INSTRUCTIONS TO FOLLOW
Extract the whole listing as it stands. Do not include the pictures.
((
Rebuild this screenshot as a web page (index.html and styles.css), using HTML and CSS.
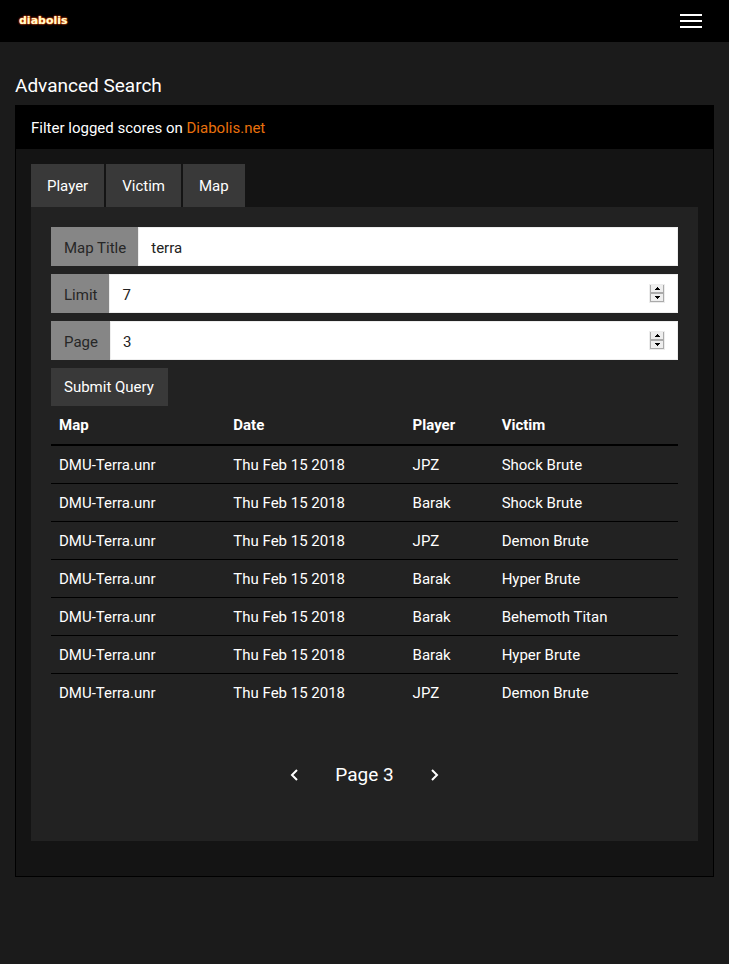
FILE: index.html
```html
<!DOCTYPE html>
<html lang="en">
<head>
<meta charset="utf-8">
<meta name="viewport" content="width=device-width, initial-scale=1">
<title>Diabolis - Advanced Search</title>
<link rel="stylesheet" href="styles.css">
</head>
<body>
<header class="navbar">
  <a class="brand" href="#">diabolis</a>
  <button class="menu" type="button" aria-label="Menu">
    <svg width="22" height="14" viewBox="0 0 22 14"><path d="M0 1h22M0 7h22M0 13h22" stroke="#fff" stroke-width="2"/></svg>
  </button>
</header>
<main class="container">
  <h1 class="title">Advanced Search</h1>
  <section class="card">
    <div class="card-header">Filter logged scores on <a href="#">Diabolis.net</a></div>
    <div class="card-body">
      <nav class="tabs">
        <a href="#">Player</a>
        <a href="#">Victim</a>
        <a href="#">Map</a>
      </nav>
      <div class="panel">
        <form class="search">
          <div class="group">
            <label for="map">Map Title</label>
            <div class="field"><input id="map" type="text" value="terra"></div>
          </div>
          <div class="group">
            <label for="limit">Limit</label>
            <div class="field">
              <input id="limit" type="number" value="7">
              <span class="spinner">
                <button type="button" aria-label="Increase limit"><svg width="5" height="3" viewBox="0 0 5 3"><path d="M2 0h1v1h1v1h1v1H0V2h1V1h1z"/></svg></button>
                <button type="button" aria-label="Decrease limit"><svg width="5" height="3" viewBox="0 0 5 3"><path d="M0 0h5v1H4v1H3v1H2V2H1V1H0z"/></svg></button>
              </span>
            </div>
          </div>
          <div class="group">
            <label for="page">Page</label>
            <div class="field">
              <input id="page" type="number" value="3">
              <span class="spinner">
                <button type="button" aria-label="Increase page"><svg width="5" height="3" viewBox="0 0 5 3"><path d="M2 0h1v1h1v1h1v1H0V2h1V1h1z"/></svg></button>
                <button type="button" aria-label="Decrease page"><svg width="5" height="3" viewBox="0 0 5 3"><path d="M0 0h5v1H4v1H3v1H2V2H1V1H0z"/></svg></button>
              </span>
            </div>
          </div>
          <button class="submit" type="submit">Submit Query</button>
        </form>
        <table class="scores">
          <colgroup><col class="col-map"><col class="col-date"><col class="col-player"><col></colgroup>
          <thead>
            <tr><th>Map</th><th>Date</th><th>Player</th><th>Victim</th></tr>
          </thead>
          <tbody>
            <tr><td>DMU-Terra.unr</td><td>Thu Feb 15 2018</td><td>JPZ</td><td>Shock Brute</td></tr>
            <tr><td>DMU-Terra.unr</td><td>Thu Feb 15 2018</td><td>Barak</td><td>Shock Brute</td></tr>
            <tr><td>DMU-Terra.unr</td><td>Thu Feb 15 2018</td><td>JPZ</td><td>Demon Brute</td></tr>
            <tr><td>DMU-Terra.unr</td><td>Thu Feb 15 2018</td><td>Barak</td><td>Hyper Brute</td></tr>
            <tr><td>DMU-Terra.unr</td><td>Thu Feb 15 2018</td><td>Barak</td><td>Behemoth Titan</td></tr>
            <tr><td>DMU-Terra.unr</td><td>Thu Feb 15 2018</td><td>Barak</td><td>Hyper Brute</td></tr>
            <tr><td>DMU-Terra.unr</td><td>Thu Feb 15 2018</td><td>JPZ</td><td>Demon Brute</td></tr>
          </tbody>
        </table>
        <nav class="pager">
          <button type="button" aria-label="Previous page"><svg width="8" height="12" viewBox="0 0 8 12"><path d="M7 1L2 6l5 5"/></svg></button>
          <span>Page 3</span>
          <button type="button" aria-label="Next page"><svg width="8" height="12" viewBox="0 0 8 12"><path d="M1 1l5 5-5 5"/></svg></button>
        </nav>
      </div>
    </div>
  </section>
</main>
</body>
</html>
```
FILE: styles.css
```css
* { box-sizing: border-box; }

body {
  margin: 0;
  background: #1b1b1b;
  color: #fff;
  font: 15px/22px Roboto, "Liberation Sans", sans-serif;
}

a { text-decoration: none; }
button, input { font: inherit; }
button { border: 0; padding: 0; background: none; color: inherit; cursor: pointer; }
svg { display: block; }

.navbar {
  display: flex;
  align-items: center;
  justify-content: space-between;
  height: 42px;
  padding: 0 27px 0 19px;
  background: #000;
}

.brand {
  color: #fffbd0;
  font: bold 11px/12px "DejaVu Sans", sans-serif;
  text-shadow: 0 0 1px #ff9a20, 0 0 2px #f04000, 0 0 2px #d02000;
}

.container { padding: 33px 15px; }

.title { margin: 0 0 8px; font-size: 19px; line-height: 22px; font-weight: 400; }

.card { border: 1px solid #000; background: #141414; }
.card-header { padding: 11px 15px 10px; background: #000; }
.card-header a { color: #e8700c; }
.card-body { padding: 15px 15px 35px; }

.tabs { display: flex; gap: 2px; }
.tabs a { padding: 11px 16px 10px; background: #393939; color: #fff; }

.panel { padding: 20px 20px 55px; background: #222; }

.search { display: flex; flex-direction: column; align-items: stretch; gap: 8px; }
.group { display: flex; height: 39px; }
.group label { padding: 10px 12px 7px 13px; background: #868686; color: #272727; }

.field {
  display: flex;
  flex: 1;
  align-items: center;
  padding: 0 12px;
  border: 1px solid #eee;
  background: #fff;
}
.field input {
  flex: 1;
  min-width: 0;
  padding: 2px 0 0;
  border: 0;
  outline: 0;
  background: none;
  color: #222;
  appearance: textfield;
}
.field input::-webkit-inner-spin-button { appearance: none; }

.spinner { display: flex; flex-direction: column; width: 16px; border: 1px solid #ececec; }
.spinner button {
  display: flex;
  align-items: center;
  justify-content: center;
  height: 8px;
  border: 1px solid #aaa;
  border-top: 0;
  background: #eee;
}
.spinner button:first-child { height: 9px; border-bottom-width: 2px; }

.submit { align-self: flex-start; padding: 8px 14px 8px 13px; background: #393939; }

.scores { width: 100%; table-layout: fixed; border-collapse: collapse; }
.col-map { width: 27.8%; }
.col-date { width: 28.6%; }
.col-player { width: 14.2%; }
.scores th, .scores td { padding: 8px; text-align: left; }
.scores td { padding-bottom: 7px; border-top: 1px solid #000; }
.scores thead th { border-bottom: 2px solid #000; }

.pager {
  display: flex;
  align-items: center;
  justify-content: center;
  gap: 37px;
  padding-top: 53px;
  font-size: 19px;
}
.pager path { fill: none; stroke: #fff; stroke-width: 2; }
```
))
COMPLETED TASK
Rebuild this screenshot as a web page (index.html and styles.css), using HTML and CSS.
FILE: index.html
```html
<!DOCTYPE html>
<html lang="en">
<head>
<meta charset="utf-8">
<meta name="viewport" content="width=device-width, initial-scale=1">
<title>Diabolis - Advanced Search</title>
<link rel="stylesheet" href="styles.css">
</head>
<body>
<header class="navbar">
  <a class="brand" href="#">diabolis</a>
  <button class="menu" type="button" aria-label="Menu">
    <svg width="22" height="14" viewBox="0 0 22 14"><path d="M0 1h22M0 7h22M0 13h22" stroke="#fff" stroke-width="2"/></svg>
  </button>
</header>
<main class="container">
  <h1 class="title">Advanced Search</h1>
  <section class="card">
    <div class="card-header">Filter logged scores on <a href="#">Diabolis.net</a></div>
    <div class="card-body">
      <nav class="tabs">
        <a href="#">Player</a>
        <a href="#">Victim</a>
        <a href="#">Map</a>
      </nav>
      <div class="panel">
        <form class="search">
          <div class="group">
            <label for="map">Map Title</label>
            <div class="field"><input id="map" type="text" value="terra"></div>
          </div>
          <div class="group">
            <label for="limit">Limit</label>
            <div class="field">
              <input id="limit" type="number" value="7">
              <span class="spinner">
                <button type="button" aria-label="Increase limit"><svg width="5" height="3" viewBox="0 0 5 3"><path d="M2 0h1v1h1v1h1v1H0V2h1V1h1z"/></svg></button>
                <button type="button" aria-label="Decrease limit"><svg width="5" height="3" viewBox="0 0 5 3"><path d="M0 0h5v1H4v1H3v1H2V2H1V1H0z"/></svg></button>
              </span>
            </div>
          </div>
          <div class="group">
            <label for="page">Page</label>
            <div class="field">
              <input id="page" type="number" value="3">
              <span class="spinner">
                <button type="button" aria-label="Increase page"><svg width="5" height="3" viewBox="0 0 5 3"><path d="M2 0h1v1h1v1h1v1H0V2h1V1h1z"/></svg></button>
                <button type="button" aria-label="Decrease page"><svg width="5" height="3" viewBox="0 0 5 3"><path d="M0 0h5v1H4v1H3v1H2V2H1V1H0z"/></svg></button>
              </span>
            </div>
          </div>
          <button class="submit" type="submit">Submit Query</button>
        </form>
        <table class="scores">
          <colgroup><col class="col-map"><col class="col-date"><col class="col-player"><col></colgroup>
          <thead>
            <tr><th>Map</th><th>Date</th><th>Player</th><th>Victim</th></tr>
          </thead>
          <tbody>
            <tr><td>DMU-Terra.unr</td><td>Thu Feb 15 2018</td><td>JPZ</td><td>Shock Brute</td></tr>
            <tr><td>DMU-Terra.unr</td><td>Thu Feb 15 2018</td><td>Barak</td><td>Shock Brute</td></tr>
            <tr><td>DMU-Terra.unr</td><td>Thu Feb 15 2018</td><td>JPZ</td><td>Demon Brute</td></tr>
            <tr><td>DMU-Terra.unr</td><td>Thu Feb 15 2018</td><td>Barak</td><td>Hyper Brute</td></tr>
            <tr><td>DMU-Terra.unr</td><td>Thu Feb 15 2018</td><td>Barak</td><td>Behemoth Titan</td></tr>
            <tr><td>DMU-Terra.unr</td><td>Thu Feb 15 2018</td><td>Barak</td><td>Hyper Brute</td></tr>
            <tr><td>DMU-Terra.unr</td><td>Thu Feb 15 2018</td><td>JPZ</td><td>Demon Brute</td></tr>
          </tbody>
        </table>
        <nav class="pager">
          <button type="button" aria-label="Previous page"><svg width="8" height="12" viewBox="0 0 8 12"><path d="M7 1L2 6l5 5"/></svg></button>
          <span>Page 3</span>
          <button type="button" aria-label="Next page"><svg width="8" height="12" viewBox="0 0 8 12"><path d="M1 1l5 5-5 5"/></svg></button>
        </nav>
      </div>
    </div>
  </section>
</main>
</body>
</html>
```
FILE: styles.css
```css
* { box-sizing: border-box; }

body {
  margin: 0;
  background: #1b1b1b;
  color: #fff;
  font: 15px/22px Roboto, "Liberation Sans", sans-serif;
}

a { text-decoration: none; }
button, input { font: inherit; }
button { border: 0; padding: 0; background: none; color: inherit; cursor: pointer; }
svg { display: block; }

.navbar {
  display: flex;
  align-items: center;
  justify-content: space-between;
  height: 42px;
  padding: 0 27px 0 19px;
  background: #000;
}

.brand {
  color: #fffbd0;
  font: bold 11px/12px "DejaVu Sans", sans-serif;
  text-shadow: 0 0 1px #ff9a20, 0 0 2px #f04000, 0 0 2px #d02000;
}

.container { padding: 33px 15px; }

.title { margin: 0 0 8px; font-size: 19px; line-height: 22px; font-weight: 400; }

.card { border: 1px solid #000; background: #141414; }
.card-header { padding: 11px 15px 10px; background: #000; }
.card-header a { color: #e8700c; }
.card-body { padding: 15px 15px 35px; }

.tabs { display: flex; gap: 2px; }
.tabs a { padding: 11px 16px 10px; background: #393939; color: #fff; }

.panel { padding: 20px 20px 55px; background: #222; }

.search { display: flex; flex-direction: column; align-items: stretch; gap: 8px; }
.group { display: flex; height: 39px; }
.group label { padding: 10px 12px 7px 13px; background: #868686; color: #272727; }

.field {
  display: flex;
  flex: 1;
  align-items: center;
  padding: 0 12px;
  border: 1px solid #eee;
  background: #fff;
}
.field input {
  flex: 1;
  min-width: 0;
  padding: 2px 0 0;
  border: 0;
  outline: 0;
  background: none;
  color: #222;
  appearance: textfield;
}
.field input::-webkit-inner-spin-button { appearance: none; }

.spinner { display: flex; flex-direction: column; width: 16px; border: 1px solid #ececec; }
.spinner button {
  display: flex;
  align-items: center;
  justify-content: center;
  height: 8px;
  border: 1px solid #aaa;
  border-top: 0;
  background: #eee;
}
.spinner button:first-child { height: 9px; border-bottom-width: 2px; }

.submit { align-self: flex-start; padding: 8px 14px 8px 13px; background: #393939; }

.scores { width: 100%; table-layout: fixed; border-collapse: collapse; }
.col-map { width: 27.8%; }
.col-date { width: 28.6%; }
.col-player { width: 14.2%; }
.scores th, .scores td { padding: 8px; text-align: left; }
.scores td { padding-bottom: 7px; border-top: 1px solid #000; }
.scores thead th { border-bottom: 2px solid #000; }

.pager {
  display: flex;
  align-items: center;
  justify-content: center;
  gap: 37px;
  padding-top: 53px;
  font-size: 19px;
}
.pager path { fill: none; stroke: #fff; stroke-width: 2; }
```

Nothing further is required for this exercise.